The organization provides bilingual and bicultural services to members of Chicago’s Polish and immigrant communities.

== Mission statement ==
Although it was founded to serve Polish immigrants, the PAA now provides services to the broader Chicago immigrant community.

==Program Description==
PAA contributes to the vitality of Chicago's communities by serving more than 3,000 clients per month through 30 programs and services. Program areas include social services, education and employment services, immigrant services, information and advocacy.

==Social Services==
PAA's Social Services offers assistance to families, seniors, youth, battered women, the homeless, and those seeking to free themselves of substance abuse. PAA staff provides professional support, advice and hands-on assistance in clients’ first language to create more stable home environments for immigrants.

Social services include: individual and family counseling; parenting education; crisis intervention; domestic violence program; partner abuse intervention program; senior case management; homemaker services; youth development and drug prevention program; day center for homeless men; emergency homeless outreach services and case management; intensive outpatient alcohol treatment; health outreach, food pantry; clothing closet; rent and energy assistance; and outreach and interpretation services.

==Education & Employment Services==
PAA's Learning Center has helped thousands of Polish immigrants and others in Chicago learn English, prepare for U.S. Citizenship exams, and gain new skills to enable them to enter careers in healthcare and other professional settings and become active, contributing members of Chicago's communities. The Learning Center offers English as a Second Language and citizenship classes, literacy tutoring, an award-winning vocational training program for certified nursing assistants and physical rehabilitation aide, office skills training, computer and nursing review classes, job placement and counseling and career counseling program.

PAA has successfully provided employment services since 1981, adult education since 1989, and vocational training since 1992. PAA is approved by the Illinois State Board of Education as a Private Business and Vocational School.

==Immigrant Services==
PAA's immigration counselors help clients complete citizenship applications, including fingerprinting, taking photographs, and translating documents, as well as provide information about current immigration policies and procedures.

==Information and Advocacy==
In order to offer its experience and services to a wider audience than those geographically located close to the offices, PAA disseminates information about issues of concern to immigrants through its website, www.polish.org; Polish newsletter, Ogniwo; and English newsletter, The Link. By offering its resources on the Internet, PAA allows linguistically and geographically isolated Polish-speaking individuals throughout the U.S. and the world to receive up-to-date, bilingual information on issues of importance to the community. PAA staff remains in close contact with the local community through regular appearances on Polish radio, television and print media aimed at providing information and resources on relevant issues.
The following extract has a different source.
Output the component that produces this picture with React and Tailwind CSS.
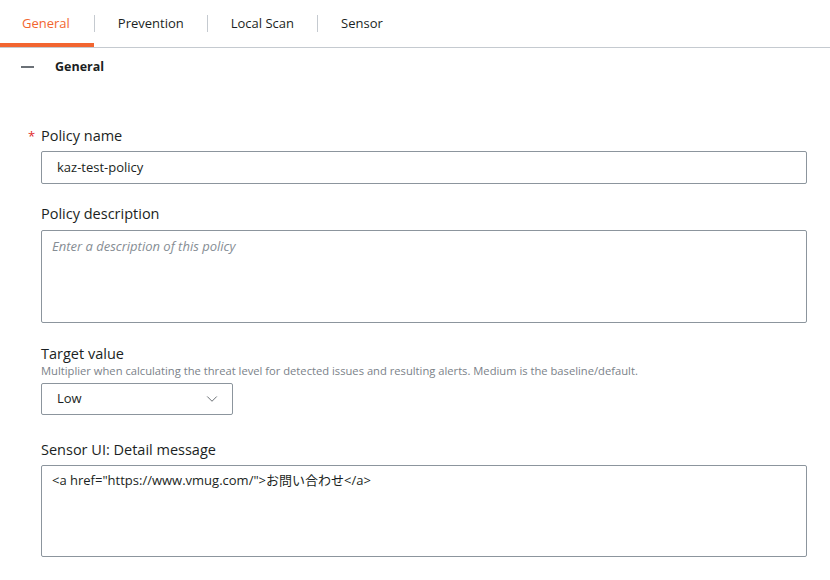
import { ChevronDown } from 'lucide-react'

const tabs = ['General', 'Prevention', 'Local Scan', 'Sensor']

function Tabs() {
  return (
    <div className="flex h-[48px] border-b border-[#c5cad0]">
      {tabs.map((t, i) => (
        <div key={t} className="flex items-center">
          {i > 0 && <div className="w-px h-[17px] bg-[#c5cad0]" />}
          <div
            className={
              'h-full flex items-center text-[13px] ' +
              (i === 0
                ? 'text-[#f26530] border-b-[4px] border-[#f26530] pt-[4px] pl-[22px] pr-[24px]'
                : 'text-[#1b1f23] px-[23px]')
            }
          >
            {t}
          </div>
        </div>
      ))}
    </div>
  )
}

function Label({ children, required, tight }) {
  return (
    <div className={'flex items-center text-[14.5px] text-[#1b1f23] ' + (tight ? 'leading-[18px]' : 'leading-[20px]')}>
      {required && <span className="text-[#e02a2a] w-[13px] -ml-[13px] text-[13px]">*</span>}
      {children}
    </div>
  )
}

export default function App() {
  return (
    <div className="w-[830px] h-[580px] bg-white overflow-hidden" style={{ fontFamily: '"Open Sans", "Noto Sans CJK JP", sans-serif' }}>
      <Tabs />
      <div className="flex items-center h-[38px] pl-[21px]">
        <div className="w-[13px] h-[2px] bg-[#6b7177]" />
        <span className="ml-[21px] text-[12.5px] font-bold text-[#1b1f23]">General</span>
      </div>

      <div className="pl-[41px] pr-[23px] pt-[40px]">
        <Label required>Policy name</Label>
        <div className="mt-[5px] h-[33px] border border-[#8c959d] rounded-[2px] flex items-center px-[15px] text-[13px] text-[#1b1f23]">
          kaz-test-policy
        </div>

        <div className="mt-[20px]">
          <Label>Policy description</Label>
        </div>
        <div className="mt-[6px] h-[93px] border border-[#8c959d] rounded-[2px] px-[10px] pt-[6px] text-[13px] italic text-[#868d94]">
          Enter a description of this policy
        </div>

        <div className="mt-[22px]">
          <Label tight>Target value</Label>
        </div>
        <div className="text-[11.2px] text-[#7b8289] leading-[13px] pt-[1px]">
          Multiplier when calculating the threat level for detected issues and resulting alerts. Medium is the baseline/default.
        </div>
        <div className="mt-[6px] w-[192px] h-[32px] border border-[#8c959d] rounded-[2px] flex items-center justify-between pl-[15px] pr-[11px] text-[13px] text-[#1b1f23]">
          <span>Low</span>
          <ChevronDown size={18} strokeWidth={1.1} className="text-[#4a5056]" />
        </div>

        <div className="mt-[25px]">
          <Label>Sensor UI: Detail message</Label>
        </div>
        <div className="mt-[5px] h-[92px] border border-[#8c959d] rounded-[2px] px-[10px] pt-[5px] text-[13px] text-[#1b1f23]">
          {'<a href="https://www.vmug.com/">お問い合わせ</a>'}
        </div>
      </div>
    </div>
  )
}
Through individual case advocacy, governmental and human service systems advocacy and interpretation and translation services, PAA works to address broader issues that prevent its clients from achieving social and economic self-sufficiency.

==Structure of the organization==
The Polish American Association is an Illinois not-profit corporation qualifying for tax-exempt status under section 501(c)(3) of the Internal Revenue Code. Revenues are received in the form of contributions from individuals, businesses, and organizations; grants from foundations and corporations; contracts and grants from federal, state, and local government; and fees for certain program services. Revenues are used to fulfill the organization's chartered purpose. The voluntary board of directors is responsible for overseeing and charting the organization's operations, including its financial activities.

At PAA, the clients find comprehensive services provided by a Polish-speaking staff of more than 150 professionals, most of whom are immigrants themselves and experienced in addressing the problems caused by relocation to a new country. For linguistic, cultural and economic reasons, many members of the Polish community could not and would not be served by any other agency.

To promote the organization's work and to raise funds, PAA holds an Annual Gala in November and a Chairman's Brunch in the spring. In addition, several smaller fundraising events are planned throughout the year, including musical events and a series of fundraising luncheons.